5 Credit and Lending Lessons Your Mother was Right About
From doling out allowances to teaching their kids how to responsibly spend their money, mothers play an integral role in shaping their children’s money habits. These
small pieces of parental advice may have seemed trite to kids as they were growing up—but these lessons should last through adulthood.
In honor of Mother’s Day, we pulled together five tips our mothers shared with us when we were younger that are still applicable today. Even if mom didn’t mean for these little tidbits to be directly related to credit and loans, it turns out she was right, just the same.
Time is Money
No one should waste time that could be used to earn precious dollars. But have you thought of this little idiom in terms of your credit? The length of your credit payment history accounts for as much as 15% of your credit score.
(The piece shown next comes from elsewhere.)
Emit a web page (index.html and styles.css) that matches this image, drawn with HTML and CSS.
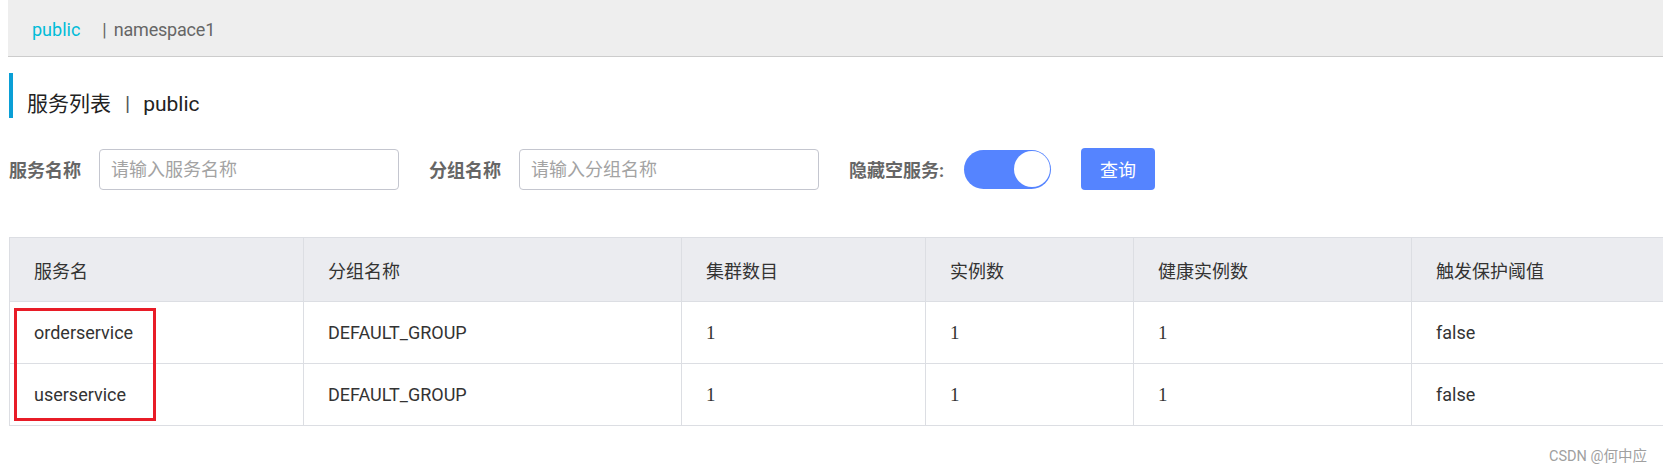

If you have patience and diligence over time when it comes to building your credit and making on-time bill and loan payments, you could end up with much more money in your pockets.
An excellent credit score will help you attain the lowest interest rates when it comes to your mortgage, personal loans and credit cards.
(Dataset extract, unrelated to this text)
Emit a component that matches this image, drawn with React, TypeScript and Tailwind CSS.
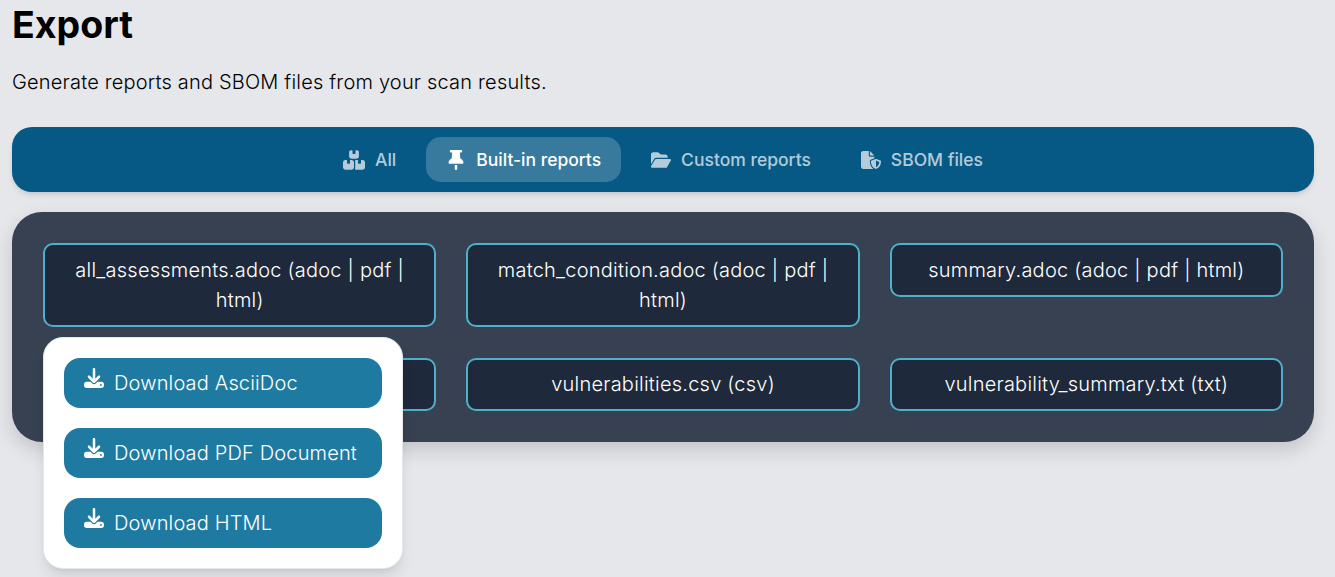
import { FaBoxesStacked, FaThumbtack, FaFolderOpen, FaFileShield, FaDownload } from "react-icons/fa6";

const tabs = [
  { name: "All", icon: FaBoxesStacked, iconClass: "h-5 w-[22px]" },
  { name: "Built-in reports", icon: FaThumbtack, active: true, iconClass: "size-5" },
  { name: "Custom reports", icon: FaFolderOpen, iconClass: "size-5" },
  { name: "SBOM files", icon: FaFileShield, iconClass: "size-5" },
];

// the first report of the second row sits under the open menu, its name can't be read
const reports = [
  "all_assessments.adoc (adoc | pdf | html)",
  "match_condition.adoc (adoc | pdf | html)",
  "summary.adoc (adoc | pdf | html)",
  "\u00a0",
  "vulnerabilities.csv (csv)",
  "vulnerability_summary.txt (txt)",
];

const downloads = ["Download AsciiDoc", "Download PDF Document", "Download HTML"];

export default function App() {
  return (
    <div className="h-[577px] overflow-hidden bg-[#e5e7eb] pl-3 pr-[21px] font-['Inter',sans-serif] text-black antialiased">
      <h1 className="text-[37.5px] font-bold leading-[50px]">Export</h1>
      <p className="mt-[17px] text-[20px] font-[350] leading-[30px] tracking-[0.19px]">Generate reports and SBOM files from your scan results.</p>

      <div className="mt-[30px] flex h-[65px] items-center justify-center gap-[10px] rounded-[20px] bg-[#075985] shadow-md">
        {tabs.map((tab) => (
          <div
            key={tab.name}
            className={
              tab.active
                ? "flex h-[45px] items-center gap-[10px] rounded-[15px] bg-white/20 px-5 text-[17.5px] font-[450] text-white"
                : "flex h-[45px] items-center gap-[10px] rounded-[15px] px-5 text-[17.5px] font-[450] text-white/70"
            }
          >
            <tab.icon className={tab.iconClass} />
            <span className="mt-[2px]">{tab.name}</span>
          </div>
        ))}
      </div>

      <div className="relative mt-5 rounded-[30px] bg-[#374151] p-[31px] shadow-[0_8px_20px_rgba(0,0,0,0.15)]">
        <div className="grid grid-cols-3 items-start gap-x-[30px] gap-y-[31px]">
          {reports.map((r, i) => (
            <div
              key={i}
              className="rounded-[10px] border-2 border-[#4fb0cb] bg-[#1e293b] px-5 py-[9.75px] text-center text-[20px] font-[350] leading-[30px] tracking-[0.23px] text-white"
            >
              {r}
            </div>
          ))}
        </div>

        <div className="absolute left-[31px] top-[125px] flex w-[360px] flex-col gap-5 rounded-[20px] border border-gray-200 bg-white p-5 shadow-lg">
          {downloads.map((d) => (
            <div key={d} className="flex h-[50px] items-center gap-[10px] rounded-2xl bg-[#1f7aa1] px-5 text-[20px] font-[350] tracking-[0.16px] text-white">
              <FaDownload className="mb-[10px] size-5" />
              {d}
            </div>
          ))}
        </div>
      </div>
    </div>
  );
}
Neither a Borrower or a Lender Be
When it comes to mixing friends or family and money, there are a multitude of things that can go wrong. Like many people who are looking to build their credit, you may be tempted to ask a family member or close friend to add you as a cosigner on their loan or credit card. The benefit here is that the account and payment history will appear on your credit report as well and help you to build credit. Not so fast. The major drawback with this strategy is that if the friend or family member defaults on the loan or fails to make payments on time, it could harm your credit score.
The opposite situation is just as risky. If you agree to cosign a loan for a friend or family member, that loan will be reported to your report as well. If the friend or family member fails to make on-time payments or the account goes delinquent, your credit score could take a substantial hit. If they’re unable to repay altogether, you would be responsible. However, if you do decide to lend a family member or friend money directly, have a legally binding loan agreement drawn up, to ensure you have recourse if there are problems down the road.
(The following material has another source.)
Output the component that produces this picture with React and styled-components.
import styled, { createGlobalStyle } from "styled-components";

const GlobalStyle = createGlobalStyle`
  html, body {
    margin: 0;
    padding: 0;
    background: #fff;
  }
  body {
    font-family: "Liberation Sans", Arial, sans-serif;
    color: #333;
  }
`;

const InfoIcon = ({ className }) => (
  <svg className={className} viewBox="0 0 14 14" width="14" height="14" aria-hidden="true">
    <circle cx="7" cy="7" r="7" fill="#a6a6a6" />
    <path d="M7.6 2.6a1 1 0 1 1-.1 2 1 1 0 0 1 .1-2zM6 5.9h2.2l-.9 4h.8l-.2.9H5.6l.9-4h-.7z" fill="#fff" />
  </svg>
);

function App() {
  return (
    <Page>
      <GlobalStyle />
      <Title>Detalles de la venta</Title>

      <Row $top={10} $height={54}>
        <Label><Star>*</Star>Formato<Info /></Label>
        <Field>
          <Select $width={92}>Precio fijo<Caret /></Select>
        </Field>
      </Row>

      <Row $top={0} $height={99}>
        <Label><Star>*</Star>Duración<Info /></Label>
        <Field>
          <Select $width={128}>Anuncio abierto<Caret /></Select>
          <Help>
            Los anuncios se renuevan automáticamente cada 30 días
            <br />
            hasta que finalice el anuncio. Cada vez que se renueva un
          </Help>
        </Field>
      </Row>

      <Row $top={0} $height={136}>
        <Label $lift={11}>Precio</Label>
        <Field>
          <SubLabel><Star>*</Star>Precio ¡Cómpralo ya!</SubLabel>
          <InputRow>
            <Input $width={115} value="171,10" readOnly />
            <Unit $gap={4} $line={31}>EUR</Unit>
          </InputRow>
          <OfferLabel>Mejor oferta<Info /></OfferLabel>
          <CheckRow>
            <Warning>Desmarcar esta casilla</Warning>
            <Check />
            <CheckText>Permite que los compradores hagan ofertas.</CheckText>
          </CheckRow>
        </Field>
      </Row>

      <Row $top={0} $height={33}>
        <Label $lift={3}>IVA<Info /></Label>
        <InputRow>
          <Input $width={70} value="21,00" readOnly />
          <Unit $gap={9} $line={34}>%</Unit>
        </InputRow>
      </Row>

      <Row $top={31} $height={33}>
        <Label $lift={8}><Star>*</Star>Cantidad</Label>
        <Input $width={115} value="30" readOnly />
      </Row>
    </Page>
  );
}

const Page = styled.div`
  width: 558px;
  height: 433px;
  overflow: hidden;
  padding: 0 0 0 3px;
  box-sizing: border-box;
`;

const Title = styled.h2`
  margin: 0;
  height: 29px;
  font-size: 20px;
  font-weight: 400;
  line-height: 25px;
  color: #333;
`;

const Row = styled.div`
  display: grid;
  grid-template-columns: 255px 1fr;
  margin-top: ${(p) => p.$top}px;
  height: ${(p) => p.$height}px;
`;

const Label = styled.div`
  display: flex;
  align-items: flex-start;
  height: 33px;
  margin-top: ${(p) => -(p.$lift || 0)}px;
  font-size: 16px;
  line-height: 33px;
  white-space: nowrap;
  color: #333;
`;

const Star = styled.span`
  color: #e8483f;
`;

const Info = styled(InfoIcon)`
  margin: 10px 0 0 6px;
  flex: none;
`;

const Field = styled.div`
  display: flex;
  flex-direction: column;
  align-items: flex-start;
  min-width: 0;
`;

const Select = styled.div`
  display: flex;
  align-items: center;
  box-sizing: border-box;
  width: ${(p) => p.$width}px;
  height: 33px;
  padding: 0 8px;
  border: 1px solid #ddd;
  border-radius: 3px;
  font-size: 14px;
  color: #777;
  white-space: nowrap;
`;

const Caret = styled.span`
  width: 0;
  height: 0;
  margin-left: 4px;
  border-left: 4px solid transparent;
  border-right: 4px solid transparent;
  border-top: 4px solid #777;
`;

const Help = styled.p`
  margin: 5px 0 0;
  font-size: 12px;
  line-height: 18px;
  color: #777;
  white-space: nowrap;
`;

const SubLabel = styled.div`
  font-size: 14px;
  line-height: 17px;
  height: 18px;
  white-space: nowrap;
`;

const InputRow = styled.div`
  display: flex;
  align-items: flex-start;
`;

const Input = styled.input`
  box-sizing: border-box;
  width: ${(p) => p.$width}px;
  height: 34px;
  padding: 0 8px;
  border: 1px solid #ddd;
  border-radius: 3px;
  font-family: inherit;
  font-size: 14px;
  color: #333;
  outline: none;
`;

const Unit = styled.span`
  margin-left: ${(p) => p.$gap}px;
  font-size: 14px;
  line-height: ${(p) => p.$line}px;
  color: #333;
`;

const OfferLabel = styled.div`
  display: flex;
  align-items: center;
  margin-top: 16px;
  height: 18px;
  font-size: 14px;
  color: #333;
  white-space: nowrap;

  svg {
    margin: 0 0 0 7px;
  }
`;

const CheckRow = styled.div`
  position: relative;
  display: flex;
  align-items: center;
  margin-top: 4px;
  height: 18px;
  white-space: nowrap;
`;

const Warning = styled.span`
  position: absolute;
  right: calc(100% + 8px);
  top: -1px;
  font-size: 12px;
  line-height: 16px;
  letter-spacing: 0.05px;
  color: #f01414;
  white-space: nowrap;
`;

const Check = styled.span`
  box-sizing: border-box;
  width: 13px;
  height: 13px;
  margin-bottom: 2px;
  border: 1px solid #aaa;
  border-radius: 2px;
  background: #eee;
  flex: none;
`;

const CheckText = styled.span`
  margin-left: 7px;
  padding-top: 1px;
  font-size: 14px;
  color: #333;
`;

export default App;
Live Well Within Your Means
Balance your quality of life and fiscal responsibility. For most of us, carrying some amount of debt is just a part of life. Our lifelong goals—like home ownership, college, or launching our own business—often require taking on loans. And that’s OK, financing those goals is generally considered “good” debt.
Debt—particularly secured debt—isn’t inherently bad, as long as you are smart when it comes to how much. Perhaps the best rule of thumb is that you should never borrow more than you can easily repay.
Live your life and use smart financing options as a way to achieve your goals and dreams. Just keep your debt-to-income ratio in check, pay your bills on time, and look for smart refinancing solutions to help you pay less on those loans over time. Plus, it’s probably smart to start saving that emergency fund with three to six months’ worth of expenses to cover any unexpected costs.
Marriage is About Love. Divorce is About Money
No one wants to think about the possibility of divorce. But mom always gave us smart advice—even if we didn’t want to think about it. Divorce is painful, but given that a lot of us go through it, it’s important to know what it may mean for your credit. After all, joint accounts are common in marriages, and after a divorce, all a creditor sees is that you agreed to repay the debt.
The dissolution of your marriage does not negate that agreement. Having to pay for the debt your spouse acquired may be awful, but it’s better than letting those accounts go into delinquency or collections. It can take years to repair a damaged credit score. If you do go through a divorce, try to jointly pay off the debt before the divorce is finalized. Close all joint accounts and move the balances to new separate accounts. If all else fails and you end up strapped with the debt, your best bet is to pay it off one month at a time.
Take Care of Pennies and Dollars Will Follow
When it comes to money, mom was right with this one. The lowest common dominator and smallest of actions can make a big impact when it comes to your finances.
For example, many people will take out a loan on their car or home, pay the bill each month, and forget about it. But if you got that loan when your credit score or income were lower than they currently are, you could be letting lots of dollars slip through your fingers.
Check your outstanding loans and see if there are refinancing options that may lower your interest rates and help you pay less in the long run. If you have a lot of outstanding high-interest debt, like credit cards, you may want to consider a debt consolidation loan to help you pay it off faster.
Well, there’s only one thing left to say – thanks Mom!